[start]

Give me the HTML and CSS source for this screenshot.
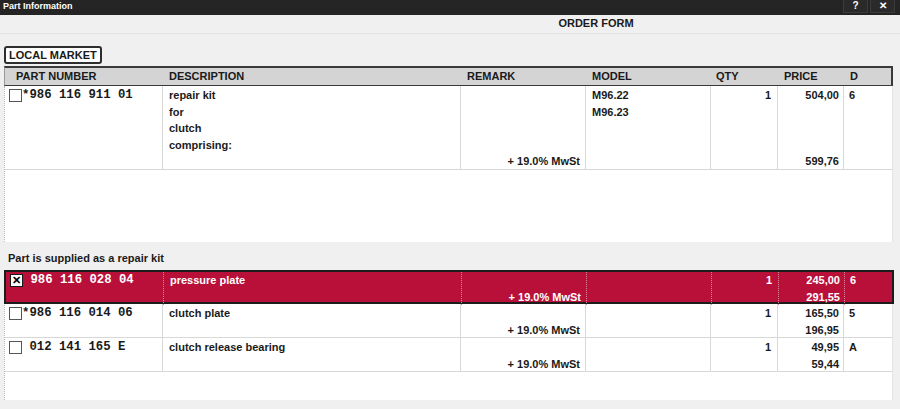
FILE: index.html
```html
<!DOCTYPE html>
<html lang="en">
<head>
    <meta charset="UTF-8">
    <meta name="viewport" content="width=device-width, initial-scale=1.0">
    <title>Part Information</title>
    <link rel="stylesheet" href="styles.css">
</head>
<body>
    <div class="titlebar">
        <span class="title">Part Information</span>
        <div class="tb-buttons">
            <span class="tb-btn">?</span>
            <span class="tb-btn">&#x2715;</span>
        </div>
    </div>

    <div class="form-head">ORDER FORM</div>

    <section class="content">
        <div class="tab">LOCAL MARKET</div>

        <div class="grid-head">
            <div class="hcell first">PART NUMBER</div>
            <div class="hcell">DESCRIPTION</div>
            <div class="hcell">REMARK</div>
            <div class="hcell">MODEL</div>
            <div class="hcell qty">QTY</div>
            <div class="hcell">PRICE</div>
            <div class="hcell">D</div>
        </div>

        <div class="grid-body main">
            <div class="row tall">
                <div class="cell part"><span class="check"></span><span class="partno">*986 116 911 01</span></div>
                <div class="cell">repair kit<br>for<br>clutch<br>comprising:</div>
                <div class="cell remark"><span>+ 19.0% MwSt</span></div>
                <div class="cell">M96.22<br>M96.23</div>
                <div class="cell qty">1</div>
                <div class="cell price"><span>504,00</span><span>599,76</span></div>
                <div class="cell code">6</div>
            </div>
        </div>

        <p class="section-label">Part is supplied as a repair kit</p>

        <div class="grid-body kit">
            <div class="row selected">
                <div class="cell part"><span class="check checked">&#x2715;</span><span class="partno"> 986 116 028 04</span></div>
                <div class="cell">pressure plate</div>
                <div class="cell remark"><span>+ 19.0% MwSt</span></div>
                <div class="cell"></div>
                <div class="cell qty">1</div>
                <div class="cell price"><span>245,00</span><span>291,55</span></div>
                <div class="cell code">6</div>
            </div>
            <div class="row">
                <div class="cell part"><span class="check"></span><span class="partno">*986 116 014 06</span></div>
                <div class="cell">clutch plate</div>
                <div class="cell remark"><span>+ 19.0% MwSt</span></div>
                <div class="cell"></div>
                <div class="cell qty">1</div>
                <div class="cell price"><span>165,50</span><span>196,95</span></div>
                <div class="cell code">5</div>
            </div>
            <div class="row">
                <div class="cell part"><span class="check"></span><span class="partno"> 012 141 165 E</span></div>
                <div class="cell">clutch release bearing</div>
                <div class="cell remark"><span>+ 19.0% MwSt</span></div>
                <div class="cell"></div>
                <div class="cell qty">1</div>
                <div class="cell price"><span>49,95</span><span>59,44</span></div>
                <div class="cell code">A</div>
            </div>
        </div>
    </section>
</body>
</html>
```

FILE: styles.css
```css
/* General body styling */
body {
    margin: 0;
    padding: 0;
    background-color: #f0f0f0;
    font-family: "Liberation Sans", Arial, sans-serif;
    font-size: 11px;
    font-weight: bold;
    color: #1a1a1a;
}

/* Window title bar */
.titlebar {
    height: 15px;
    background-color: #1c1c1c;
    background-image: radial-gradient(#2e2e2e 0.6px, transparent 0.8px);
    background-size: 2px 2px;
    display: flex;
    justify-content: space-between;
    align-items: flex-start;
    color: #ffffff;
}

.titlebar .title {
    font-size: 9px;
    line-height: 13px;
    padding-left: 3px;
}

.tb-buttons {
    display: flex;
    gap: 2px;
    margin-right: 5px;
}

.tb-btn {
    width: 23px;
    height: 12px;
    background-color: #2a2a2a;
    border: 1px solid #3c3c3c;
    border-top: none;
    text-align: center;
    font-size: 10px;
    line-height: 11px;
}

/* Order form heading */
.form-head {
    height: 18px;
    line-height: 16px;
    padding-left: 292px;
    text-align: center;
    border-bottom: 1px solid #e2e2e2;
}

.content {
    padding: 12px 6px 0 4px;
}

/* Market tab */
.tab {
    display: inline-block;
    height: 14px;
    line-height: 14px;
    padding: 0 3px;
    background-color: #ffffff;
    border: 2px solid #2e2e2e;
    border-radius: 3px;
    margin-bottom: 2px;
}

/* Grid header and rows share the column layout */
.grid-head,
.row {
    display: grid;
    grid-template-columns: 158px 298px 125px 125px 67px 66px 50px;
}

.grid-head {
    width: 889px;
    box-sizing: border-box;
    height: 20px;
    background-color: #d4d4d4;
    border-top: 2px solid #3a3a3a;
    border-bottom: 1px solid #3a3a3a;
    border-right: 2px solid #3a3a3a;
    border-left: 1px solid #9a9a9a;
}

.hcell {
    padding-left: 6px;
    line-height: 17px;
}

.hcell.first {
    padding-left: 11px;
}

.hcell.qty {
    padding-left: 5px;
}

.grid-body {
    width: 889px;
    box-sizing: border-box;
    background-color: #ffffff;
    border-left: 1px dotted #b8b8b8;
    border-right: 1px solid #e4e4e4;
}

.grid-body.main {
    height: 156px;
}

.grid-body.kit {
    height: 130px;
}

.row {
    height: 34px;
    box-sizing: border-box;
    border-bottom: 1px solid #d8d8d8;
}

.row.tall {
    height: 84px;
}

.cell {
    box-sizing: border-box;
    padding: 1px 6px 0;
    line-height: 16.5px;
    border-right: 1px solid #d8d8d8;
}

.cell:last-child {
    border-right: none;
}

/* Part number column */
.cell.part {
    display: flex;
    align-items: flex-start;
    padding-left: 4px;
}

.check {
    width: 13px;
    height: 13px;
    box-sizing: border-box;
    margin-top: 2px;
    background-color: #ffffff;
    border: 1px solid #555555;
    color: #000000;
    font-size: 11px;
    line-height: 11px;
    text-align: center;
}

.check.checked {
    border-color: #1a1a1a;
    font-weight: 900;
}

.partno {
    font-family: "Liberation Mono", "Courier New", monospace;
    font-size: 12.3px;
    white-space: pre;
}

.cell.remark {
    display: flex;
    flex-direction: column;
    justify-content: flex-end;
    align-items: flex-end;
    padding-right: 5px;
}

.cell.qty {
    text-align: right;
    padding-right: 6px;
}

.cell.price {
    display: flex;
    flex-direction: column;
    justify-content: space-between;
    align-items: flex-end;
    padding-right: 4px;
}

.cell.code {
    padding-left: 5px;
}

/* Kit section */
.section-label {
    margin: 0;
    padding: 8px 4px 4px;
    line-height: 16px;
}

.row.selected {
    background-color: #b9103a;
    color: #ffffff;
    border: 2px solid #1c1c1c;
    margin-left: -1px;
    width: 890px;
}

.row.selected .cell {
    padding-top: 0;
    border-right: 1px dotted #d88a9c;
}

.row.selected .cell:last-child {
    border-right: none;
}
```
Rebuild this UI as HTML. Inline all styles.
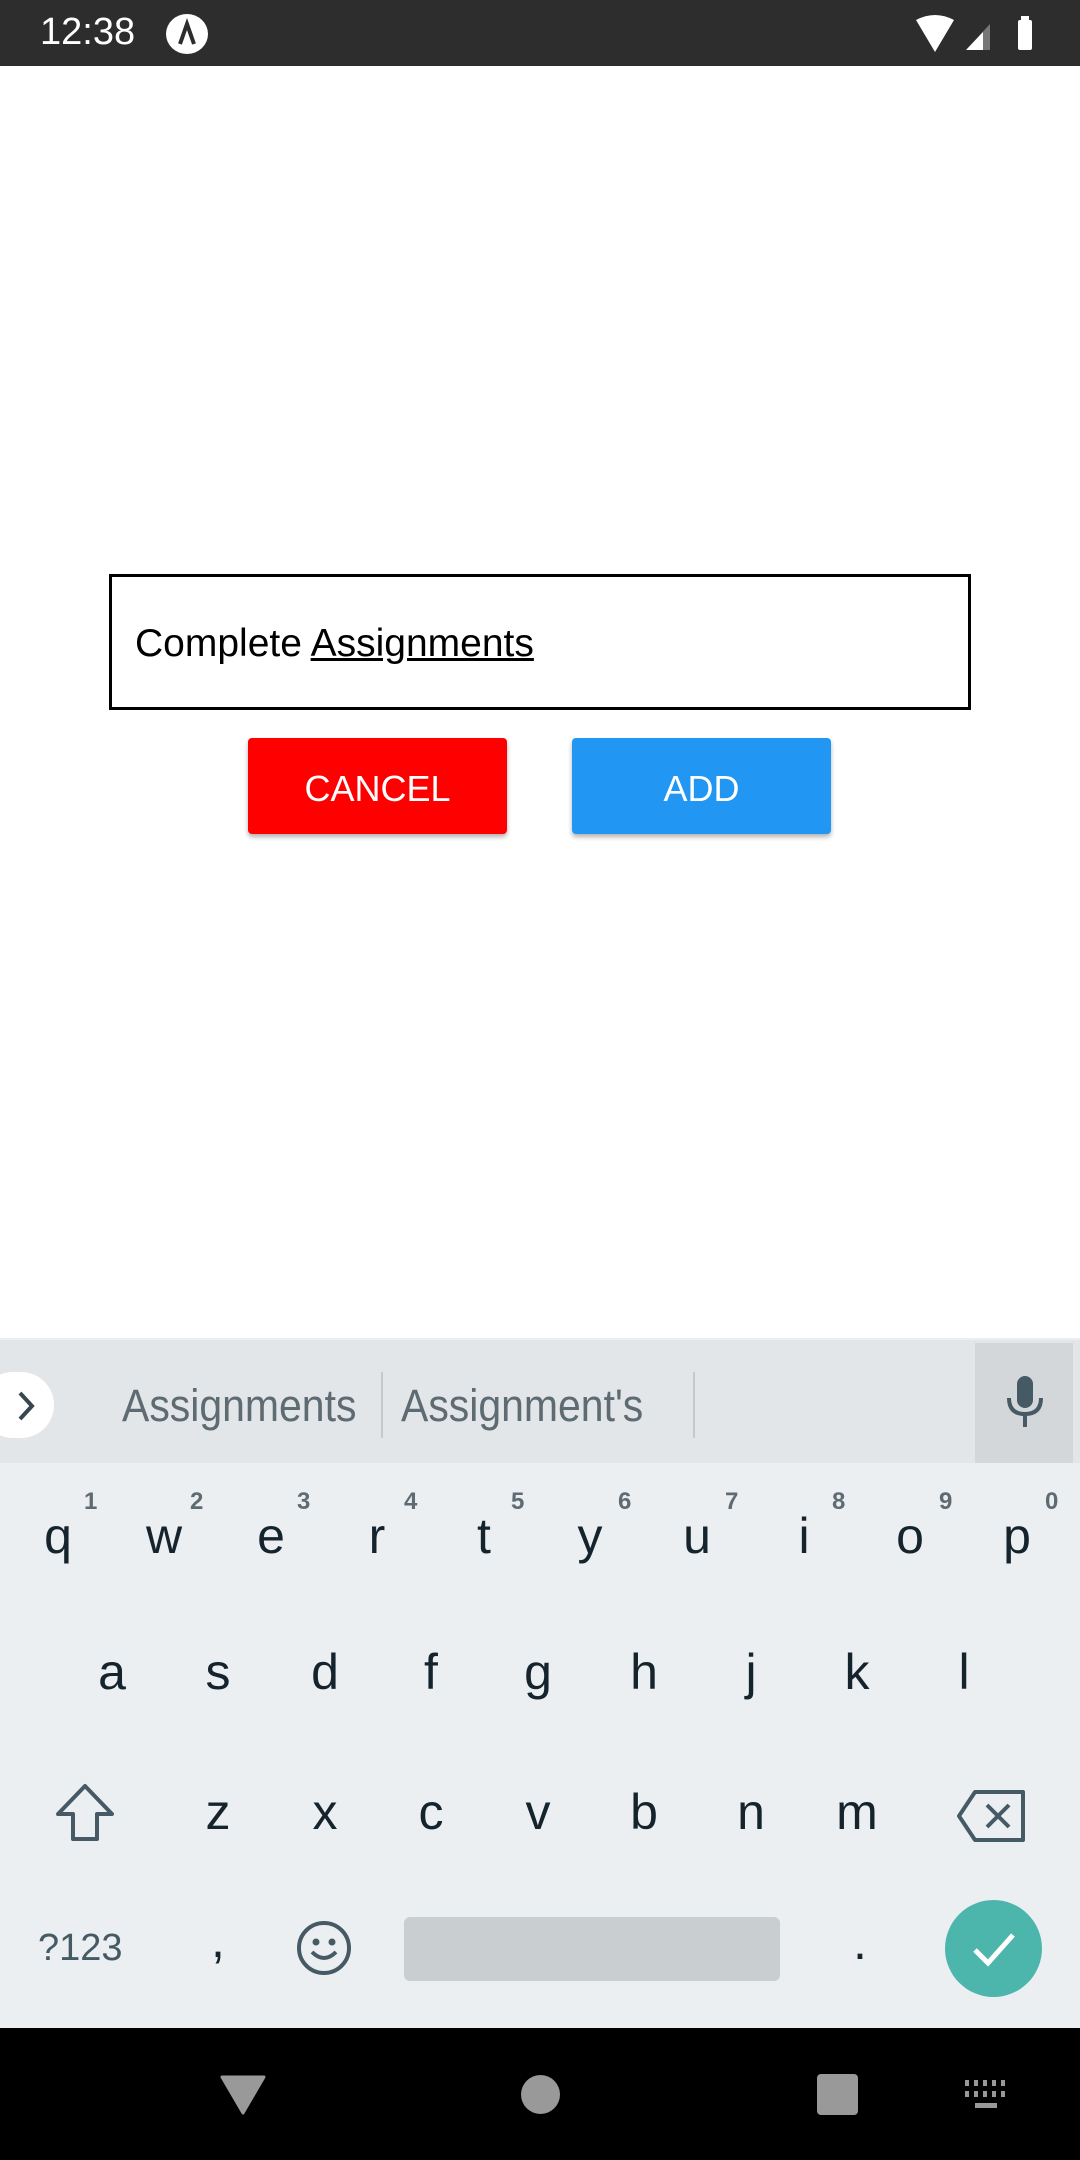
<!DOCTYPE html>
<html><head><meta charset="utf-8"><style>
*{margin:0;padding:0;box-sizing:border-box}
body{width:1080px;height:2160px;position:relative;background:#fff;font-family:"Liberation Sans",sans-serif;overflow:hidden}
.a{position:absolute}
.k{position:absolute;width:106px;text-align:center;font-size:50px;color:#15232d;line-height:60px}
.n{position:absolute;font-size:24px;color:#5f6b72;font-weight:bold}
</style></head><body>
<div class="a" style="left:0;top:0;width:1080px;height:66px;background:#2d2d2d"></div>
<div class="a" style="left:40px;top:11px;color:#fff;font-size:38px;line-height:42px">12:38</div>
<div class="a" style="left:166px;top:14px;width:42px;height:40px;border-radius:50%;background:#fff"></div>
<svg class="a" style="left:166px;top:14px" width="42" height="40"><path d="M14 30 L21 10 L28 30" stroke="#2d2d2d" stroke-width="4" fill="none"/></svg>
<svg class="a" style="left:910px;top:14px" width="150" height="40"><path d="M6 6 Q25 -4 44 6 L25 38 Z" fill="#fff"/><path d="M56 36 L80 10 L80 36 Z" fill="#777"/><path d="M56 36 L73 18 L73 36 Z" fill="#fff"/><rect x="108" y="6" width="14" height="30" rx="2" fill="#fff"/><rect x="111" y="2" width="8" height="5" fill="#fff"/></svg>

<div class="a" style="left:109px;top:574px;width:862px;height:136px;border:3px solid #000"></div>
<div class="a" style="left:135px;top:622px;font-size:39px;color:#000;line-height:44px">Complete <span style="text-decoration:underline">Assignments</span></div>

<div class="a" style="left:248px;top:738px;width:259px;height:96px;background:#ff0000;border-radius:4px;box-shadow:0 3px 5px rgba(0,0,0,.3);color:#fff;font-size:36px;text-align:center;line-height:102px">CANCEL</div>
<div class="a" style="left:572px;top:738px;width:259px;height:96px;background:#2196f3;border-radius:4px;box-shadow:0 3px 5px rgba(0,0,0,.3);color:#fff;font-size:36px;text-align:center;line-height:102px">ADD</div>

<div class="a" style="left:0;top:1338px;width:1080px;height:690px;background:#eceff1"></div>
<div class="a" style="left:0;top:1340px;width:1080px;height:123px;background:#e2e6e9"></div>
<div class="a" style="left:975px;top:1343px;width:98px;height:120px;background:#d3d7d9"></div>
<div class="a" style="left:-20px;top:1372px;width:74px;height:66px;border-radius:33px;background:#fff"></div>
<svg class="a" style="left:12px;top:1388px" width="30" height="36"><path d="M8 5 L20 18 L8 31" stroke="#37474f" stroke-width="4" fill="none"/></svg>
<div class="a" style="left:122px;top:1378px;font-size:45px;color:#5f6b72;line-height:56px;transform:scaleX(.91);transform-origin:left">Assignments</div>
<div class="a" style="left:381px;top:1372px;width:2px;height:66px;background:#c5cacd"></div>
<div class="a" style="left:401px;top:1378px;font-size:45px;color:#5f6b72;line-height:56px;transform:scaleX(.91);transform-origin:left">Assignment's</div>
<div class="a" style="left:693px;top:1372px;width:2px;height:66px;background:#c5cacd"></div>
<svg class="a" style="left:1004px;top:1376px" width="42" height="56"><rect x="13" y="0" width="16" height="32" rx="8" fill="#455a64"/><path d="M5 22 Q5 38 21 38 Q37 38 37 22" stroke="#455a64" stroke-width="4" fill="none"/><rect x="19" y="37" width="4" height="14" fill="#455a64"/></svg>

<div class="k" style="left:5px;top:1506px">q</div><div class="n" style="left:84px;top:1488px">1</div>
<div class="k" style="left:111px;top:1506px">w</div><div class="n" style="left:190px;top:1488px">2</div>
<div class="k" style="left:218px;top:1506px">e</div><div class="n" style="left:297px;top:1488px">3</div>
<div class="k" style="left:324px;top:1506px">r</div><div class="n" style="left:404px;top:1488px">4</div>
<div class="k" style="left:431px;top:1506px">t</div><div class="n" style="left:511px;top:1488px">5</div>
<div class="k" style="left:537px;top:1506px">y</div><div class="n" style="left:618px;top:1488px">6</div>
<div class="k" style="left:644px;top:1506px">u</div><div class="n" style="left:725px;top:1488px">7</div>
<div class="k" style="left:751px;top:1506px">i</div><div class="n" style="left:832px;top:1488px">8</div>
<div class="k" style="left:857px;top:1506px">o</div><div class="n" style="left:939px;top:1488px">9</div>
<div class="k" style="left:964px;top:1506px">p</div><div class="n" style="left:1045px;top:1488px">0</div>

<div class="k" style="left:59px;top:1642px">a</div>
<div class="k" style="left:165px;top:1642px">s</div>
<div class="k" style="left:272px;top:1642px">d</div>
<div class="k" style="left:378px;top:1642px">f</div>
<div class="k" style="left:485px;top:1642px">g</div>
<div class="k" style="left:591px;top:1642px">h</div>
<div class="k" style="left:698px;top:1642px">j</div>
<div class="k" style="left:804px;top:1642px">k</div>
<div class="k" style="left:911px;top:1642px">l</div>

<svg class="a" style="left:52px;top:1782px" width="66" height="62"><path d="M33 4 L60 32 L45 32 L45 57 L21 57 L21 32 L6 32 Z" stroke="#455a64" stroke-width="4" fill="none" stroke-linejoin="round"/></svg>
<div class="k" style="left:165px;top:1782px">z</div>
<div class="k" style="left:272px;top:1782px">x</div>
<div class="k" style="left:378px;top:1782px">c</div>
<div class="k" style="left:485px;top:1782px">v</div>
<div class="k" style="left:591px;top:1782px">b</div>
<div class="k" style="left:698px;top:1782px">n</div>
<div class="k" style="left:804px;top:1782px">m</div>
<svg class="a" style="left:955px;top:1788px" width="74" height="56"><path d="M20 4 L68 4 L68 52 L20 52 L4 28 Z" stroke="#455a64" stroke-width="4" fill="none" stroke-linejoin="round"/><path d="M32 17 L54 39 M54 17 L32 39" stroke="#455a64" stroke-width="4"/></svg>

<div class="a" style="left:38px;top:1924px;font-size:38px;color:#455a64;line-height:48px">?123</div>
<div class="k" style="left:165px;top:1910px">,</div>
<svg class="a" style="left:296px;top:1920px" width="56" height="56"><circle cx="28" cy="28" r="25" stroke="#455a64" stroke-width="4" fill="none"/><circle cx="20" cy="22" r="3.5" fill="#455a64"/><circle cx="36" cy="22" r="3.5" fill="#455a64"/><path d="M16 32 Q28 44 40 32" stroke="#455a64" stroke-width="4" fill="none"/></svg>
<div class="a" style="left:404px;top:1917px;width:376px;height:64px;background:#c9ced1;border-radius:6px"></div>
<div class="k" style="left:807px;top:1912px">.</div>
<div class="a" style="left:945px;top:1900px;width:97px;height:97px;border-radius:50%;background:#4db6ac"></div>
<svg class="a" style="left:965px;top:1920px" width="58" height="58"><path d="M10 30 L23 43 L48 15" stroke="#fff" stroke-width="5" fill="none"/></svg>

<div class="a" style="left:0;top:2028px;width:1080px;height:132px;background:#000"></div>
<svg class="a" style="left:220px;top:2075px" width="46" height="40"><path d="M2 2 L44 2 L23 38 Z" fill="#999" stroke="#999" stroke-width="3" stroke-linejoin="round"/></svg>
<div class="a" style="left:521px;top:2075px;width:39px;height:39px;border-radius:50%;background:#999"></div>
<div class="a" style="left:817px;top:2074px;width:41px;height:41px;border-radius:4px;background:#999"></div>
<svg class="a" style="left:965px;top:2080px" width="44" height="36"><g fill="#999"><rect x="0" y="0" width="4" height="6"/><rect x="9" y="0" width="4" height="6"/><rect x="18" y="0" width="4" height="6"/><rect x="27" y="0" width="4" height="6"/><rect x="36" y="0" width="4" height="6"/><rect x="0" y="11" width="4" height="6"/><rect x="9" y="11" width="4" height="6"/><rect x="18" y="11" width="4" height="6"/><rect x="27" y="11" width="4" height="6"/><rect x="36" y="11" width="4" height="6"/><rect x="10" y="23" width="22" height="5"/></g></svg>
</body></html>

[end]

- **Set task**
Search the data above for the string "this" and copy each line that has it.

- **The reply**
Give me the HTML and CSS source for this screenshot.
Rebuild this UI as HTML. Inline all styles.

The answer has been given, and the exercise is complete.